(The task): Data follows below. Repeat exactly the lines between the line holding "Convert this screenshot" and the line holding "import React from 'react';", inclusive, and nothing more; drop pictures.

(Dataset excerpts):
******************************
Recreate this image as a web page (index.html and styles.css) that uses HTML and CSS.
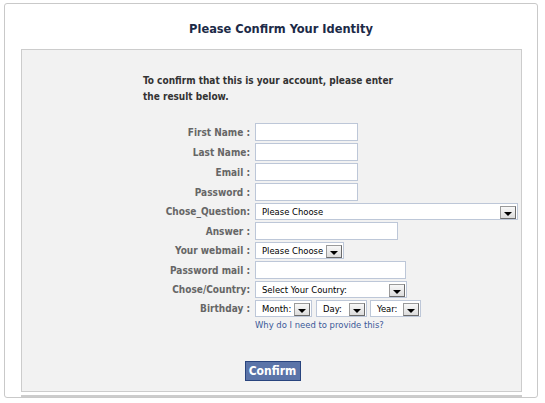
******************************
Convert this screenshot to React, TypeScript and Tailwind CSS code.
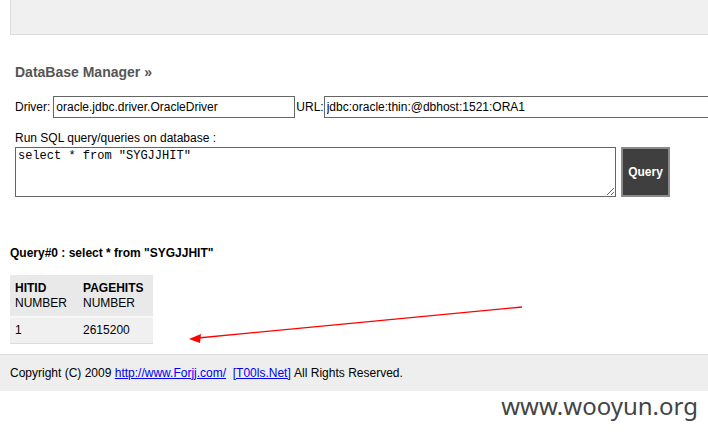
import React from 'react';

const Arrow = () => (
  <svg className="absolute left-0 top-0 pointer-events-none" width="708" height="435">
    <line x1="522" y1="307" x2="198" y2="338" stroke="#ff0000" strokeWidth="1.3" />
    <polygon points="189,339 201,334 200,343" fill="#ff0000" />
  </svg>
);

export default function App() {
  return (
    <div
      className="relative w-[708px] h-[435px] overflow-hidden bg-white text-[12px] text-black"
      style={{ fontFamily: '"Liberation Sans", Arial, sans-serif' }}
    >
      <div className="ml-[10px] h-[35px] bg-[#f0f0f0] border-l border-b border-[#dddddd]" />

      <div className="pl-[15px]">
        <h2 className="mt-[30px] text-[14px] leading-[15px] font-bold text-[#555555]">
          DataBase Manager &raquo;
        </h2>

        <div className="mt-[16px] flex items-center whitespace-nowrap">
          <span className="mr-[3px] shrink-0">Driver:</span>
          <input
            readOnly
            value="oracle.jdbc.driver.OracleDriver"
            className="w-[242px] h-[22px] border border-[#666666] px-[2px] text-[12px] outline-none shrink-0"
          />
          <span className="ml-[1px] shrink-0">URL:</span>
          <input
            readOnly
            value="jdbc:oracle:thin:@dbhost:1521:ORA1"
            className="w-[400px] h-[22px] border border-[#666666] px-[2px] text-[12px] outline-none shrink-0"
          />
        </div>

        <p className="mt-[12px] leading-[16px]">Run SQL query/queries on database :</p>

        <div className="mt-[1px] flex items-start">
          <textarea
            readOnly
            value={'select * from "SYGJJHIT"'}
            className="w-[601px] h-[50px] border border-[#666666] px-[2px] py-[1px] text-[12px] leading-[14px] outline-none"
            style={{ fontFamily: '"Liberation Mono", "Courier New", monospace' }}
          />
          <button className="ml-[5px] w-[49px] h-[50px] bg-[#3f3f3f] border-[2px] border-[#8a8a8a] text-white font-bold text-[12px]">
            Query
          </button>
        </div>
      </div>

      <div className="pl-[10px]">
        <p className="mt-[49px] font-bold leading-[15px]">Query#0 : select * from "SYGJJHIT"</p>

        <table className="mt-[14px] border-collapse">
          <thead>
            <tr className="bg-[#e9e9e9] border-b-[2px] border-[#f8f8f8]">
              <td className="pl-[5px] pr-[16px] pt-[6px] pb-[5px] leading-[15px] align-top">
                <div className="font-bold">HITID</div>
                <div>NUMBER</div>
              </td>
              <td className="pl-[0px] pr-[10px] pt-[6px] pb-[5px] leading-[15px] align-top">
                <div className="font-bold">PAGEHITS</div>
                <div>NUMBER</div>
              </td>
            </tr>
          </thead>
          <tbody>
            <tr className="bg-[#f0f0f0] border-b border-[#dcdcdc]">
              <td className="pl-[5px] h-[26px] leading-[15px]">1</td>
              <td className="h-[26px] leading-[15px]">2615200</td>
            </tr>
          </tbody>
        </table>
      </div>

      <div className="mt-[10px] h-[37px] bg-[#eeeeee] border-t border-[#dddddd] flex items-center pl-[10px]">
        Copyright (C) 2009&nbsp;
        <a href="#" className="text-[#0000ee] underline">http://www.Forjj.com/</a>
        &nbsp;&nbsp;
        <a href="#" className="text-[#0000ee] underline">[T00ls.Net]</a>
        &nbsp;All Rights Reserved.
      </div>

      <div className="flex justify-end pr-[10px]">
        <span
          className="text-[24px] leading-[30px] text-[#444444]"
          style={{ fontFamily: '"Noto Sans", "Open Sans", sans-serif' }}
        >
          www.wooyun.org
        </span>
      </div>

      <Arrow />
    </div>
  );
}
******************************
(Response):
Convert this screenshot to React, TypeScript and Tailwind CSS code.
import React from 'react';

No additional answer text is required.